— start of Extracted entries —
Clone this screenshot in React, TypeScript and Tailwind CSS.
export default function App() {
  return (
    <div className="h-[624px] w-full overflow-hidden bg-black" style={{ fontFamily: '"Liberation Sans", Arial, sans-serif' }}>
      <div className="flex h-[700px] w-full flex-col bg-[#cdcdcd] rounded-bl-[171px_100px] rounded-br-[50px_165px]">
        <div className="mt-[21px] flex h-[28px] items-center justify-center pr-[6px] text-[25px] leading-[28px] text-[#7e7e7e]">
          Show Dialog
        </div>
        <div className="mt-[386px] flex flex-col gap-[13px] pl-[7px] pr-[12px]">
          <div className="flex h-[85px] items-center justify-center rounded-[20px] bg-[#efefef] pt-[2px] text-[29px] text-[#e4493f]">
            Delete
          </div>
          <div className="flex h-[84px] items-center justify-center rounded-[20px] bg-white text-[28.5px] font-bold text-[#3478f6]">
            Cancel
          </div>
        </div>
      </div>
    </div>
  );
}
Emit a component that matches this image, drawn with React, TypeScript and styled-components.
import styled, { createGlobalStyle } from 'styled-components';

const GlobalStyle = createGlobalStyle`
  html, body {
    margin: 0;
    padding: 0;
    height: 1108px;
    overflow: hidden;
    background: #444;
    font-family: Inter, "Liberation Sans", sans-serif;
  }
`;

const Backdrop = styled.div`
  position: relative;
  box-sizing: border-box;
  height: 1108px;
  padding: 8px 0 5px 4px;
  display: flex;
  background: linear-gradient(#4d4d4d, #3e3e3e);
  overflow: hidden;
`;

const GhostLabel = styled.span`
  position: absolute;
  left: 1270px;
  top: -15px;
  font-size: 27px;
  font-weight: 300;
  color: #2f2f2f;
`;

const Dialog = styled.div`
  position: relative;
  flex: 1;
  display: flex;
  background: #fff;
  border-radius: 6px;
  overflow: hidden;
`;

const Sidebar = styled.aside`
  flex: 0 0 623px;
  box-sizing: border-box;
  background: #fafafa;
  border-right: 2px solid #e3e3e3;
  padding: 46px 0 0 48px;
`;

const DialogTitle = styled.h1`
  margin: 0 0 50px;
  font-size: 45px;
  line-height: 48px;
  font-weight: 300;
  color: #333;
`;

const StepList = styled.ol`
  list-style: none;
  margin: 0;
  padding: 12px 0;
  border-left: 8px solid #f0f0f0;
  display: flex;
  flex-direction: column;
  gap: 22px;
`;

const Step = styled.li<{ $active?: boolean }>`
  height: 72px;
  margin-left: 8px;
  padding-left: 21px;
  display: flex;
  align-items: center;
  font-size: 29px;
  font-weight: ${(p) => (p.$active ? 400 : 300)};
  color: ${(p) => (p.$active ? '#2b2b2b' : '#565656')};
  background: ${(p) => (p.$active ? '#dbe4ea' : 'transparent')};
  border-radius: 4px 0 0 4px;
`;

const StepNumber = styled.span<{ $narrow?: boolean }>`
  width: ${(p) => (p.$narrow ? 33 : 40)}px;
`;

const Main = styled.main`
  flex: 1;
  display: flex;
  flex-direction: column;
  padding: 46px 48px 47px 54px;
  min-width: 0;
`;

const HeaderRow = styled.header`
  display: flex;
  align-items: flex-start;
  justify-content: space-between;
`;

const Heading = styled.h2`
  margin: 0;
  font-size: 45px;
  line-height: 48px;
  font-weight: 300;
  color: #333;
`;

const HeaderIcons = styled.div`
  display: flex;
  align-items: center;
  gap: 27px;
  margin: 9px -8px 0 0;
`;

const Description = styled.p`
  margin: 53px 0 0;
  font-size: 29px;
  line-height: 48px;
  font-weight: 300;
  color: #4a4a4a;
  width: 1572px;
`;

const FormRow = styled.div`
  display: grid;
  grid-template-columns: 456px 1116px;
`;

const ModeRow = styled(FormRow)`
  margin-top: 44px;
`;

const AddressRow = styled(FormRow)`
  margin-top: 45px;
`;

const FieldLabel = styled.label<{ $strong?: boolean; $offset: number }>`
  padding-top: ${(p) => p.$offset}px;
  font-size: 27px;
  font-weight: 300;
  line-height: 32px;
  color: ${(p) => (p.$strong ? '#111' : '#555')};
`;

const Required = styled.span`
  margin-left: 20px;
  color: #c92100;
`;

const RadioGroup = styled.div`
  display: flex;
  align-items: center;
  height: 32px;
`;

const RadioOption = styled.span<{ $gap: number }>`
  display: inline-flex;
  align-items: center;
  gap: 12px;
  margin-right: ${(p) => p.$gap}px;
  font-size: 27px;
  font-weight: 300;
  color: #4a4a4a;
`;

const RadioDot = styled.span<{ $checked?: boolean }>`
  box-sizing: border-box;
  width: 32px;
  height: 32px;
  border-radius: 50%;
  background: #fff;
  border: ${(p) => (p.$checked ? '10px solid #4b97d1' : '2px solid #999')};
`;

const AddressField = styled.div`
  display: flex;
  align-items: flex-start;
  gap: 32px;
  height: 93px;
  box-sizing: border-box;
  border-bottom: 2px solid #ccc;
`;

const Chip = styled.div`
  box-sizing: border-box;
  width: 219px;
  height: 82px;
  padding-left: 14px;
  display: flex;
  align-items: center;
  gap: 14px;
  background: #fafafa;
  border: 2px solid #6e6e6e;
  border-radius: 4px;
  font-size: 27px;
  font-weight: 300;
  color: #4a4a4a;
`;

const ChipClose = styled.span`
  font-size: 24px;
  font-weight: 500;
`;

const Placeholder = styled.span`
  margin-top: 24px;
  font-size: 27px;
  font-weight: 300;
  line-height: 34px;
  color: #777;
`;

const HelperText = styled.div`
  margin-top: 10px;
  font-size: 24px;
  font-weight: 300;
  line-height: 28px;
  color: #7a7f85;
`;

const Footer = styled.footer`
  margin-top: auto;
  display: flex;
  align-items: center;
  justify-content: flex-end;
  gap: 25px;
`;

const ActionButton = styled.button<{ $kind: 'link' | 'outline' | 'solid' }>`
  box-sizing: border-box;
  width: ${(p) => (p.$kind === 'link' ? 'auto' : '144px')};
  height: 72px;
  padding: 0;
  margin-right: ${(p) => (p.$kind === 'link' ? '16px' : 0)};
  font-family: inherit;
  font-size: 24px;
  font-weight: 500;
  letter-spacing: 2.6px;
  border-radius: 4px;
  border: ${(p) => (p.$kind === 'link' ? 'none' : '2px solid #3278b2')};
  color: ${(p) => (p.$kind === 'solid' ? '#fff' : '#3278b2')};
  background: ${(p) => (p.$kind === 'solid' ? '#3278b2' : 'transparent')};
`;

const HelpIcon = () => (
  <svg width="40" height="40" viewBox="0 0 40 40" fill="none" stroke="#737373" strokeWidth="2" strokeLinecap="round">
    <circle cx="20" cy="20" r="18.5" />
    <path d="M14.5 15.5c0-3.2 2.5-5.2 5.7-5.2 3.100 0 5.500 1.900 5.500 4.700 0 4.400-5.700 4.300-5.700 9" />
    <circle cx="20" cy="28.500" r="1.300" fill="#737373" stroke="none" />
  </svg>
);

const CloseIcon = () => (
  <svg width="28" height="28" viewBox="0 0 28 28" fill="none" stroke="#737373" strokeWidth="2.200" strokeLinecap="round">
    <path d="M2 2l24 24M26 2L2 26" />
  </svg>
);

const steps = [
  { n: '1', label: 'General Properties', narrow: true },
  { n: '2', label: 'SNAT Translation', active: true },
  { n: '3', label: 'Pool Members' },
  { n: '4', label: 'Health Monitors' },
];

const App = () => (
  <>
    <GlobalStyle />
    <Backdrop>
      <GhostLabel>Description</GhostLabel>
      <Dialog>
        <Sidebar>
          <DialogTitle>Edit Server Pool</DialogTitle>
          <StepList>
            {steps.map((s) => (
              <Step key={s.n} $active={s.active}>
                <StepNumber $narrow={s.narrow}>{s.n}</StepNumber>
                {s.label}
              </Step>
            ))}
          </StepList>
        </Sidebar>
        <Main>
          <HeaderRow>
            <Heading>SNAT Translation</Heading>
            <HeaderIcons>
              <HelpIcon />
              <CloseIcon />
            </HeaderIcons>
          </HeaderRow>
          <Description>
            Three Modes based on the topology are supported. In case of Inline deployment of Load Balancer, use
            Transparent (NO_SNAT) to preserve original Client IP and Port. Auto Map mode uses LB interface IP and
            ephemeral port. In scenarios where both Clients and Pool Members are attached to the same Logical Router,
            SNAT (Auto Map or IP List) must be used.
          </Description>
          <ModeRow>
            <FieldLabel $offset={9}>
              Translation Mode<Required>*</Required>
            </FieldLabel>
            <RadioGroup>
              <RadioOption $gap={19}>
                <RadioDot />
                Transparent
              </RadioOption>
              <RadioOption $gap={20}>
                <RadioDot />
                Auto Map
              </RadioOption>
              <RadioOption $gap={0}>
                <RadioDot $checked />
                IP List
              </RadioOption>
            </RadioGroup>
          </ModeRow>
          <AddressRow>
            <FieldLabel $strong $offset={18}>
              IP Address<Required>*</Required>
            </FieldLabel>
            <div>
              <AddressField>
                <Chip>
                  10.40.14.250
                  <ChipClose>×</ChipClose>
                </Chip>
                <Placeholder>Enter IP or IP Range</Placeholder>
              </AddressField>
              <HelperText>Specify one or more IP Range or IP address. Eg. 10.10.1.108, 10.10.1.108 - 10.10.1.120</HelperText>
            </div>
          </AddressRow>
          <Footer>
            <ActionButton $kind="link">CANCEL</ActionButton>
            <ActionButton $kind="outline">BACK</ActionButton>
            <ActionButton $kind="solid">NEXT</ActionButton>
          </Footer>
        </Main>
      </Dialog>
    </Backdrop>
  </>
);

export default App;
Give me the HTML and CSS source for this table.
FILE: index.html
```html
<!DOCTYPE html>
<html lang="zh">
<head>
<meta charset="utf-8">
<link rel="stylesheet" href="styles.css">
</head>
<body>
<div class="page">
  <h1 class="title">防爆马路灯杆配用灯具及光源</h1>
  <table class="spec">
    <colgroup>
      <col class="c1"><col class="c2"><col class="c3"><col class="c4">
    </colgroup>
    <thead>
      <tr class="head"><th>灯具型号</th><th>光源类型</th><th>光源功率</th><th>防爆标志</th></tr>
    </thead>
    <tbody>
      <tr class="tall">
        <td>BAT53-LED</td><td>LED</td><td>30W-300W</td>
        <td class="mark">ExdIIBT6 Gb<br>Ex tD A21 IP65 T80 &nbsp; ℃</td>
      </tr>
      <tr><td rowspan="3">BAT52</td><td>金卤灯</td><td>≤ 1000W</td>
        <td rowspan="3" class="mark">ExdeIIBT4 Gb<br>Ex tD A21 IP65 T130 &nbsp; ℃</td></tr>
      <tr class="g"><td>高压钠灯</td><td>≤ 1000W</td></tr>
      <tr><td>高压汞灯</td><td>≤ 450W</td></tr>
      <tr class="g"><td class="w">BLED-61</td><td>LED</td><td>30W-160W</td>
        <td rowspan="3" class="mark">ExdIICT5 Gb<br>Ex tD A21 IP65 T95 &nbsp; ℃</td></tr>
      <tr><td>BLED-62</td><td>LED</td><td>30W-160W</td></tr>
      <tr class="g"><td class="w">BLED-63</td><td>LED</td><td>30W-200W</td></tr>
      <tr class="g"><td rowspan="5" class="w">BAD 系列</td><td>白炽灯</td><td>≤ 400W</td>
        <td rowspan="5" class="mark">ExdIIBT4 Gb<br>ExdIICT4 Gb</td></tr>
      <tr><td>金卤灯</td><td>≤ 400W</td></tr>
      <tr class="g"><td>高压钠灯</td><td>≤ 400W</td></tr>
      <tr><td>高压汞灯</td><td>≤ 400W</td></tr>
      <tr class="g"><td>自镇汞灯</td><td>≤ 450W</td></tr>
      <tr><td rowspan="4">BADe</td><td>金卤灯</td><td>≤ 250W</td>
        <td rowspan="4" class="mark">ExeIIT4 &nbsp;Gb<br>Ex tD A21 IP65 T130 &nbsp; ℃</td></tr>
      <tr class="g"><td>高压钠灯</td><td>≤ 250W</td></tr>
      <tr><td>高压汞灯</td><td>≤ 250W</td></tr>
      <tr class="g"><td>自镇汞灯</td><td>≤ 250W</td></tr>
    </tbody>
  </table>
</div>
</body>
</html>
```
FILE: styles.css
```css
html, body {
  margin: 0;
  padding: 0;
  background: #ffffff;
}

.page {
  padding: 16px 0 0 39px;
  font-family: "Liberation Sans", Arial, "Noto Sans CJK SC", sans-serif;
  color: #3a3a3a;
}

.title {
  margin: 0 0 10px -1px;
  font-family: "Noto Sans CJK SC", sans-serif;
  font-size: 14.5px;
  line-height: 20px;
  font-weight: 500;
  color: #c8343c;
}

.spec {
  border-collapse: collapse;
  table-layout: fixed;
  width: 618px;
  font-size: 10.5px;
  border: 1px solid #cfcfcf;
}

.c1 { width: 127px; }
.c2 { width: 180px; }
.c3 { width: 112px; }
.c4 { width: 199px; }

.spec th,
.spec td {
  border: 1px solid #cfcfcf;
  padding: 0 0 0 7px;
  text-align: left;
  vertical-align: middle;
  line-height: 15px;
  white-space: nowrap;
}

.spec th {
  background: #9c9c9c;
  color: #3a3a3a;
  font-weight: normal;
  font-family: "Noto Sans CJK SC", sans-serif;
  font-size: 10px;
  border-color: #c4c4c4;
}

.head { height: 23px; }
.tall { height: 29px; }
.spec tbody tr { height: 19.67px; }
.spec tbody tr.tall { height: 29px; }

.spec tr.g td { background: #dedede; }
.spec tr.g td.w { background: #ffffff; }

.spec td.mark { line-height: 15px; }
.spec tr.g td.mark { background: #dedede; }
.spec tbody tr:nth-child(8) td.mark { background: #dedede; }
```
— end of Extracted entries —
Task requirements: Across the records, how many lines contain "components"? Only the number should be given.

Solution for this task: 2